# INSTRUCTION:
Check each line of the material. Copy those containing "index".

═══ SUPPLIED INFORMATION

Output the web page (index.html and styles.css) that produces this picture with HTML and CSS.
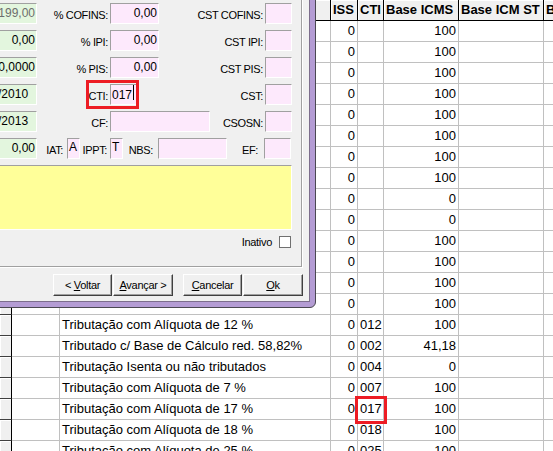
FILE: index.html
```html
<!DOCTYPE html>
<html lang="pt-BR">
<head>
<meta charset="utf-8">
<title>Tributação</title>
<link rel="stylesheet" href="styles.css">
</head>
<body>
<div class="grid">
  <div class="row head"><div class="c ind"></div><div class="c"></div><div class="c"></div><div class="c">ISS</div><div class="c">CTI</div><div class="c">Base ICMS</div><div class="c">Base ICM ST</div><div class="c">B</div></div>
  <div class="row"><div class="c ind"></div><div class="c"></div><div class="c"></div><div class="c r">0</div><div class="c"></div><div class="c r">100</div><div class="c"></div><div class="c"></div></div>
  <div class="row"><div class="c ind"></div><div class="c"></div><div class="c"></div><div class="c r">0</div><div class="c"></div><div class="c r">100</div><div class="c"></div><div class="c"></div></div>
  <div class="row"><div class="c ind"></div><div class="c"></div><div class="c"></div><div class="c r">0</div><div class="c"></div><div class="c r">100</div><div class="c"></div><div class="c"></div></div>
  <div class="row"><div class="c ind"></div><div class="c"></div><div class="c"></div><div class="c r">0</div><div class="c"></div><div class="c r">100</div><div class="c"></div><div class="c"></div></div>
  <div class="row"><div class="c ind"></div><div class="c"></div><div class="c"></div><div class="c r">0</div><div class="c"></div><div class="c r">100</div><div class="c"></div><div class="c"></div></div>
  <div class="row"><div class="c ind"></div><div class="c"></div><div class="c"></div><div class="c r">0</div><div class="c"></div><div class="c r">100</div><div class="c"></div><div class="c"></div></div>
  <div class="row"><div class="c ind"></div><div class="c"></div><div class="c"></div><div class="c r">0</div><div class="c"></div><div class="c r">100</div><div class="c"></div><div class="c"></div></div>
  <div class="row"><div class="c ind"></div><div class="c"></div><div class="c"></div><div class="c r">0</div><div class="c"></div><div class="c r">100</div><div class="c"></div><div class="c"></div></div>
  <div class="row"><div class="c ind"></div><div class="c"></div><div class="c"></div><div class="c r">0</div><div class="c"></div><div class="c r">0</div><div class="c"></div><div class="c"></div></div>
  <div class="row"><div class="c ind"></div><div class="c"></div><div class="c"></div><div class="c r">0</div><div class="c"></div><div class="c r">0</div><div class="c"></div><div class="c"></div></div>
  <div class="row"><div class="c ind"></div><div class="c"></div><div class="c"></div><div class="c r">0</div><div class="c"></div><div class="c r">100</div><div class="c"></div><div class="c"></div></div>
  <div class="row"><div class="c ind"></div><div class="c"></div><div class="c"></div><div class="c r">0</div><div class="c"></div><div class="c r">100</div><div class="c"></div><div class="c"></div></div>
  <div class="row"><div class="c ind"></div><div class="c"></div><div class="c"></div><div class="c r">0</div><div class="c"></div><div class="c r">100</div><div class="c"></div><div class="c"></div></div>
  <div class="row"><div class="c ind"></div><div class="c"></div><div class="c"></div><div class="c r">0</div><div class="c"></div><div class="c r">100</div><div class="c"></div><div class="c"></div></div>
  <div class="row"><div class="c ind"></div><div class="c"></div><div class="c">Tributação com Alíquota de 12 %</div><div class="c r">0</div><div class="c">012</div><div class="c r">100</div><div class="c"></div><div class="c"></div></div>
  <div class="row"><div class="c ind"></div><div class="c"></div><div class="c">Tributado c/ Base de Cálculo red. 58,82%</div><div class="c r">0</div><div class="c">002</div><div class="c r">41,18</div><div class="c"></div><div class="c"></div></div>
  <div class="row"><div class="c ind"></div><div class="c"></div><div class="c">Tributação Isenta ou não tributados</div><div class="c r">0</div><div class="c">004</div><div class="c r">0</div><div class="c"></div><div class="c"></div></div>
  <div class="row"><div class="c ind"></div><div class="c"></div><div class="c">Tributação com Alíquota de 7 %</div><div class="c r">0</div><div class="c">007</div><div class="c r">100</div><div class="c"></div><div class="c"></div></div>
  <div class="row"><div class="c ind"></div><div class="c"></div><div class="c">Tributação com Alíquota de 17 %</div><div class="c r">0</div><div class="c">017</div><div class="c r">100</div><div class="c"></div><div class="c"></div></div>
  <div class="row"><div class="c ind"></div><div class="c"></div><div class="c">Tributação com Alíquota de 18 %</div><div class="c r">0</div><div class="c">018</div><div class="c r">100</div><div class="c"></div><div class="c"></div></div>
  <div class="row"><div class="c ind"></div><div class="c"></div><div class="c">Tributação com Alíquota de 25 %</div><div class="c r">0</div><div class="c">025</div><div class="c r">100</div><div class="c"></div><div class="c"></div></div>
</div>

<div class="dialog">
  <div class="client">
    <div class="panel">
      <div class="frow">
        <div class="fld g f-green num dis">199,00</div>
        <div class="lbl l-a">% COFINS:</div>
        <div class="fld p f-mid num">0,00</div>
        <div class="lbl l-b">CST COFINS:</div>
        <div class="fld p f-sm"></div>
      </div>
      <div class="frow">
        <div class="fld g f-green num">0,00</div>
        <div class="lbl l-a">% IPI:</div>
        <div class="fld p f-mid num">0,00</div>
        <div class="lbl l-b">CST IPI:</div>
        <div class="fld p f-sm"></div>
      </div>
      <div class="frow">
        <div class="fld g f-green num">10,0000</div>
        <div class="lbl l-a">% PIS:</div>
        <div class="fld p f-mid num">0,00</div>
        <div class="lbl l-b">CST PIS:</div>
        <div class="fld p f-sm"></div>
      </div>
      <div class="frow">
        <div class="fld g f-green date">01/01/2010</div>
        <div class="lbl l-a">CTI:</div>
        <div class="fld p f-sm cti">017<span class="caret"></span></div>
        <div class="lbl l-cst">CST:</div>
        <div class="fld p f-sm"></div>
      </div>
      <div class="frow">
        <div class="fld g f-green date">01/01/2013</div>
        <div class="lbl l-a">CF:</div>
        <div class="fld p f-cf"></div>
        <div class="lbl l-csosn">CSOSN:</div>
        <div class="fld p f-sm"></div>
      </div>
      <div class="frow">
        <div class="fld g f-green num">0,00</div>
        <div class="lbl l-iat">IAT:</div>
        <div class="fld p f-ch top">A</div>
        <div class="lbl l-ippt">IPPT:</div>
        <div class="fld p f-ch top">T</div>
        <div class="lbl l-nbs">NBS:</div>
        <div class="fld p f-nbs"></div>
        <div class="lbl l-ef">EF:</div>
        <div class="fld p f-sm"></div>
      </div>
      <div class="memo"></div>
      <div class="chkrow">
        <span class="chklbl">Inativo</span>
        <span class="chk"></span>
      </div>
    </div>
    <div class="btns">
      <div class="btn b59">&lt; <u>V</u>oltar</div>
      <div class="btn b60 adj"><u>A</u>vançar &gt;</div>
      <div class="btn b59 sep"><u>C</u>ancelar</div>
      <div class="btn b60 adj"><u>O</u>k</div>
    </div>
  </div>
</div>

<div class="mark mark-dlg"></div>
<div class="mark mark-grid"></div>
</body>
</html>
```

FILE: styles.css
```css
* { box-sizing: border-box; }
html, body { margin: 0; padding: 0; }
body {
  width: 553px;
  height: 451px;
  overflow: hidden;
  position: relative;
  background: #fff;
  font-family: "Liberation Sans", Arial, sans-serif;
  color: #000;
}

/* ---------- grid ---------- */
.grid { width: 624px; font-size: 13px; }
.row {
  display: grid;
  grid-template-columns: 12px 48px 271px 27px 26px 75px 85px 80px;
  height: 21px;
}
.c {
  border-right: 1px solid #c0c0c0;
  border-bottom: 1px solid #c0c0c0;
  line-height: 20px;
  padding: 0 2px;
  white-space: nowrap;
  overflow: hidden;
}
.r { text-align: right; }
.head .c {
  background: #f0f0f0;
  border-color: #000;
  font-weight: bold;
  box-shadow: inset 1px 1px #fff;
}
.row .ind {
  background: #f0f0f0;
  border-right-color: #000;
  border-bottom-color: #404040;
  box-shadow: inset 1px 1px #fff;
}

/* ---------- dialog ---------- */
.dialog {
  position: absolute;
  left: -57px;
  top: -37px;
  background: #b49cd4;
  border: 1px solid #4b4852;
  border-radius: 0 0 6px 0;
  padding: 5px;
}
.client {
  background: #f0f0f0;
  border: 1px solid #7c6d8c;
  padding: 10px 6px 5px 5px;
  font-size: 11px;
}
.panel {
  width: 348px;
  height: 288px;
  border: 1px solid;
  border-color: #a0a0a0 #fff #fff #a0a0a0;
  box-shadow: inset 1px 1px #fff, inset -1px -1px #a0a0a0;
  padding: 22px 10px 0 9px;
  display: flex;
  flex-direction: column;
  gap: 6px;
}
.frow { display: flex; height: 21px; flex: none; }
.lbl {
  flex: none;
  height: 21px;
  line-height: 24px;
  text-align: right;
  letter-spacing: -0.35px;
  white-space: nowrap;
}
.l-a { width: 73px; padding-right: 2px; }
.l-b { width: 106px; padding-right: 2px; }
.l-cst { width: 128px; padding-right: 2px; }
.l-csosn { width: 55px; padding-right: 2px; }
.l-iat { width: 30px; padding-right: 4px; }
.l-ippt { width: 30px; padding-right: 3px; }
.l-nbs { width: 35px; padding-right: 5px; }
.l-ef { width: 37px; padding-right: 6px; }

.fld {
  flex: none;
  height: 21px;
  border: 1px solid;
  border-color: #a0a0a0 #fff #fff #a0a0a0;
  font-size: 12px;
  line-height: 19px;
  padding: 0 1px;
  white-space: nowrap;
  overflow: hidden;
}
.g { background: #e3f6de; }
.p { background: #fde9fc; }
.num { text-align: right; }
.dis { color: #6d6d6d; }
.date { padding-left: 2px; }
.top { line-height: 14px; padding-top: 1px; }
.f-green { width: 72px; }
.f-mid { width: 49px; }
.f-sm { width: 27px; }
.f-cf { width: 100px; }
.f-ch { width: 13px; }
.f-nbs { width: 69px; }
.caret {
  display: inline-block;
  width: 1px;
  height: 15px;
  background: #000;
  vertical-align: -1px;
  margin-left: 1px;
}

.memo {
  flex: none;
  height: 65px;
  background: #ffff99;
  border: 1px solid;
  border-color: #a0a0a0 #fff #fff #a0a0a0;
}
.chkrow {
  flex: none;
  display: flex;
  justify-content: flex-end;
  align-items: center;
  height: 12px;
  padding-right: 1px;
  gap: 7px;
}
.chklbl { line-height: 12px; letter-spacing: -0.3px; }
.chk {
  width: 12px;
  height: 12px;
  background: #fff;
  border: 1px solid #707070;
}

.btns {
  display: flex;
  justify-content: flex-end;
  margin-top: 6px;
  height: 22px;
}
.btn {
  height: 22px;
  background: #f0f0f0;
  border: 1px solid;
  border-color: #fff #404040 #404040 #fff;
  box-shadow: inset -1px -1px #a0a0a0;
  text-align: center;
  line-height: 20px;
  letter-spacing: -0.3px;
  white-space: nowrap;
}
.b59 { width: 59px; }
.b60 { width: 60px; }
.adj { margin-left: 1px; }
.sep { margin-left: 10px; }

/* ---------- annotation marks ---------- */
.mark {
  position: absolute;
  border: 3px solid #ed1c24;
}
.mark-dlg { left: 86px; top: 80px; width: 53px; height: 29px; }
.mark-grid { left: 355px; top: 396px; width: 32px; height: 28px; }
```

══════

# SOLUTION TO THE PROBLEM:
Output the web page (index.html and styles.css) that produces this picture with HTML and CSS.
FILE: index.html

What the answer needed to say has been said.